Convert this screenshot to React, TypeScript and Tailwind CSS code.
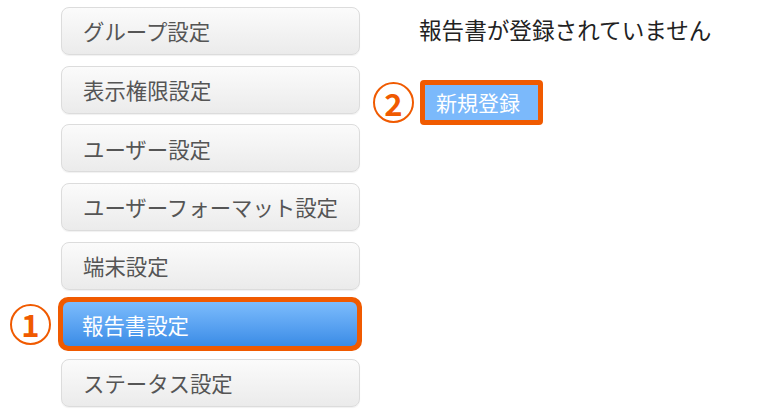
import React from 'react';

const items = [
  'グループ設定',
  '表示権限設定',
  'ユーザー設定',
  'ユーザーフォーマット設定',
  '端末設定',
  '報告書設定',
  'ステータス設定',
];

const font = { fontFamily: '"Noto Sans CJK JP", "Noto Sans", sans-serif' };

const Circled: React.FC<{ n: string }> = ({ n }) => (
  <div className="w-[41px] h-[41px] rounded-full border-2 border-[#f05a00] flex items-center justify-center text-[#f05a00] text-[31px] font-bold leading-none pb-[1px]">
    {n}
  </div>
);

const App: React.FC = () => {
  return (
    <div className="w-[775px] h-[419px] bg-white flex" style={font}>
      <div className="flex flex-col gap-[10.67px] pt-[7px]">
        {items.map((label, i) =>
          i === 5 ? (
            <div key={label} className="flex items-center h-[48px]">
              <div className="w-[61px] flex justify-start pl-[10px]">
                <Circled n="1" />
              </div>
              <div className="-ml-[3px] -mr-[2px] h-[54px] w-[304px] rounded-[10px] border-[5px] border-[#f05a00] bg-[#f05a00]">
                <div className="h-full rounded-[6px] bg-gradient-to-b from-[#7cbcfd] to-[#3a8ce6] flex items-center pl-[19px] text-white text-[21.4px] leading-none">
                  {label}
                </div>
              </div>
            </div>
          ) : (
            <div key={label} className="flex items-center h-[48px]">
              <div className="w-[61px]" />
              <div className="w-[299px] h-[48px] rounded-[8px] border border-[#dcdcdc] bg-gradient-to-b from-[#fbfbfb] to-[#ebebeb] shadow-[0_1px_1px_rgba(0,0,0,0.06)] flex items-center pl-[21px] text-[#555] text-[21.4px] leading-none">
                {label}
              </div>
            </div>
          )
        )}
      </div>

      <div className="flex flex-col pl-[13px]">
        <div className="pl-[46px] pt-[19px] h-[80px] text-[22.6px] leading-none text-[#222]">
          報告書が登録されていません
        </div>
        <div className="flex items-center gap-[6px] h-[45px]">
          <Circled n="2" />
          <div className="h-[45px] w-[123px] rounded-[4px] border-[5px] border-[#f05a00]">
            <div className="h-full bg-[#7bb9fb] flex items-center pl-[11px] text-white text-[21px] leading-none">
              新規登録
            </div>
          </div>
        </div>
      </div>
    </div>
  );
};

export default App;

----

What the task asks: Leave the pictures out and output the rest of the listing exactly.

Expected answer:
Convert this screenshot to React, TypeScript and Tailwind CSS code.
import React from 'react';

const items = [
  'グループ設定',
  '表示権限設定',
  'ユーザー設定',
  'ユーザーフォーマット設定',
  '端末設定',
  '報告書設定',
  'ステータス設定',
];

const font = { fontFamily: '"Noto Sans CJK JP", "Noto Sans", sans-serif' };

const Circled: React.FC<{ n: string }> = ({ n }) => (
  <div className="w-[41px] h-[41px] rounded-full border-2 border-[#f05a00] flex items-center justify-center text-[#f05a00] text-[31px] font-bold leading-none pb-[1px]">
    {n}
  </div>
);

const App: React.FC = () => {
  return (
    <div className="w-[775px] h-[419px] bg-white flex" style={font}>
      <div className="flex flex-col gap-[10.67px] pt-[7px]">
        {items.map((label, i) =>
          i === 5 ? (
            <div key={label} className="flex items-center h-[48px]">
              <div className="w-[61px] flex justify-start pl-[10px]">
                <Circled n="1" />
              </div>
              <div className="-ml-[3px] -mr-[2px] h-[54px] w-[304px] rounded-[10px] border-[5px] border-[#f05a00] bg-[#f05a00]">
                <div className="h-full rounded-[6px] bg-gradient-to-b from-[#7cbcfd] to-[#3a8ce6] flex items-center pl-[19px] text-white text-[21.4px] leading-none">
                  {label}
                </div>
              </div>
            </div>
          ) : (
            <div key={label} className="flex items-center h-[48px]">
              <div className="w-[61px]" />
              <div className="w-[299px] h-[48px] rounded-[8px] border border-[#dcdcdc] bg-gradient-to-b from-[#fbfbfb] to-[#ebebeb] shadow-[0_1px_1px_rgba(0,0,0,0.06)] flex items-center pl-[21px] text-[#555] text-[21.4px] leading-none">
                {label}
              </div>
            </div>
          )
        )}
      </div>

      <div className="flex flex-col pl-[13px]">
        <div className="pl-[46px] pt-[19px] h-[80px] text-[22.6px] leading-none text-[#222]">
          報告書が登録されていません
        </div>
        <div className="flex items-center gap-[6px] h-[45px]">
          <Circled n="2" />
          <div className="h-[45px] w-[123px] rounded-[4px] border-[5px] border-[#f05a00]">
            <div className="h-full bg-[#7bb9fb] flex items-center pl-[11px] text-white text-[21px] leading-none">
              新規登録
            </div>
          </div>
        </div>
      </div>
    </div>
  );
};

export default App;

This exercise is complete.